The thesis is that oil companies, nations, and individual whose careers are on the rise are all in bed with each other, that national agendas are being set not by what is right but rather by what is profitable.

The presence of Bob Barnes reminds us that there was once a time when such an arrangement was not in place. He began his career at a time when espionage was based more on issues of national security, and of doing the right thing, than of making money. Or at least he probably likes to believe. Barnes has long hoped to rise in the espionage establishment and is dissatisfied with the state of his career, but there is the clear implication that once upon a time he actually acted on the basis of patriotism, of morality and ethics. Few others in the film do the same.

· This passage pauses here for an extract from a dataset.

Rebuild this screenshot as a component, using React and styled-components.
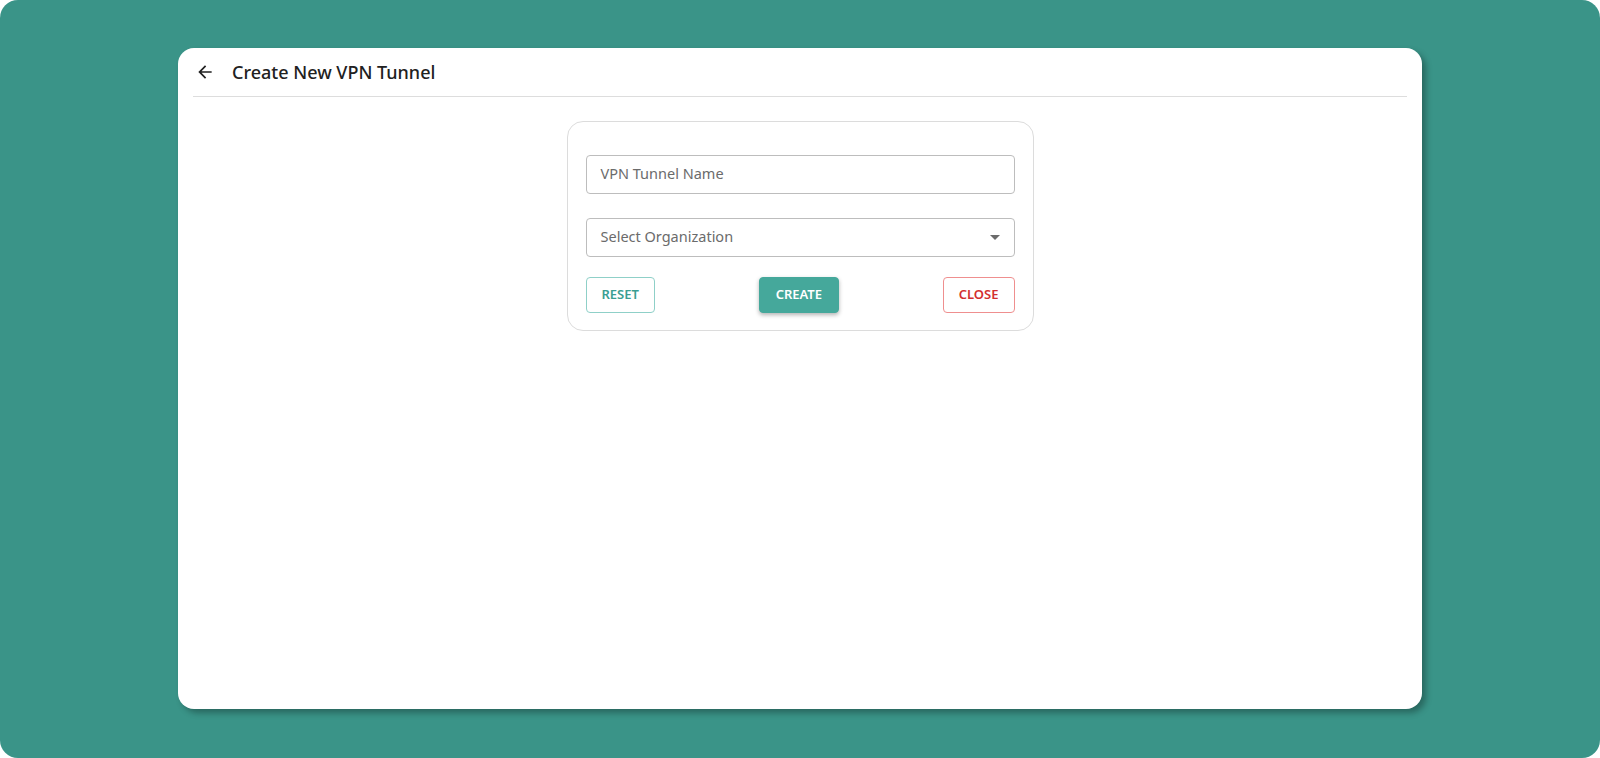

The unifying link in the film is two brothers who hope when their father dies or retires to become Emir of their sheikdom. The older brother is shallow and corrupt and is clearly willing to do whatever his father and the oil companies and the nations behind them want. The younger brother, Prince Nasir Al-Subaai, well played by Alexander Siddig, is branded a communist and terrorist by the CIA for not wanting to cooperate with the oil companies; he wants instead to build his nation’s economy, prepare for a time when oil will not be in high supply, and in general apply civilized ideas to improve the welfare of his country. The film suggests that such altruistic motives are not the concern of western or middle-eastern governments. When the older brother is chosen Emir, Nasir decides to depose him.

The film explores the efforts of various individuals, governments, companies to support and oppose the two brothers and their objectives.

I liked Syriana, but I had difficulty with its use of fictional nations and companies and issues rather than factual ones. The themes of Syriana directly link to the fictional scenarios it presents. The underlying premises of the film are that oil companies and national governments—specifically the U. S. government, but also Arab governments and other western governments—will bribe, cheat, and kill in order the keep oil flowing from the Middle East to the West. These premises may be true. But in the film they’re grounded in fictional scenarios, albeit scenarios grounded in the factual realities of the present day. The writers of Syriana were able to make these fictional scenarios fit the ideas they wished to convey. We don’t live in a fictional world. We live in a real world, and we have to deal with the real problems the real world presents. People might want to believe in the scenarios and conclusions of Syriana, but they need accuracy and truth rather than fictional assumptions. I would have been more comfortable with a documentary that presented these conclusions using the historical facts that are available. But the film is intelligent and compelling nonetheless.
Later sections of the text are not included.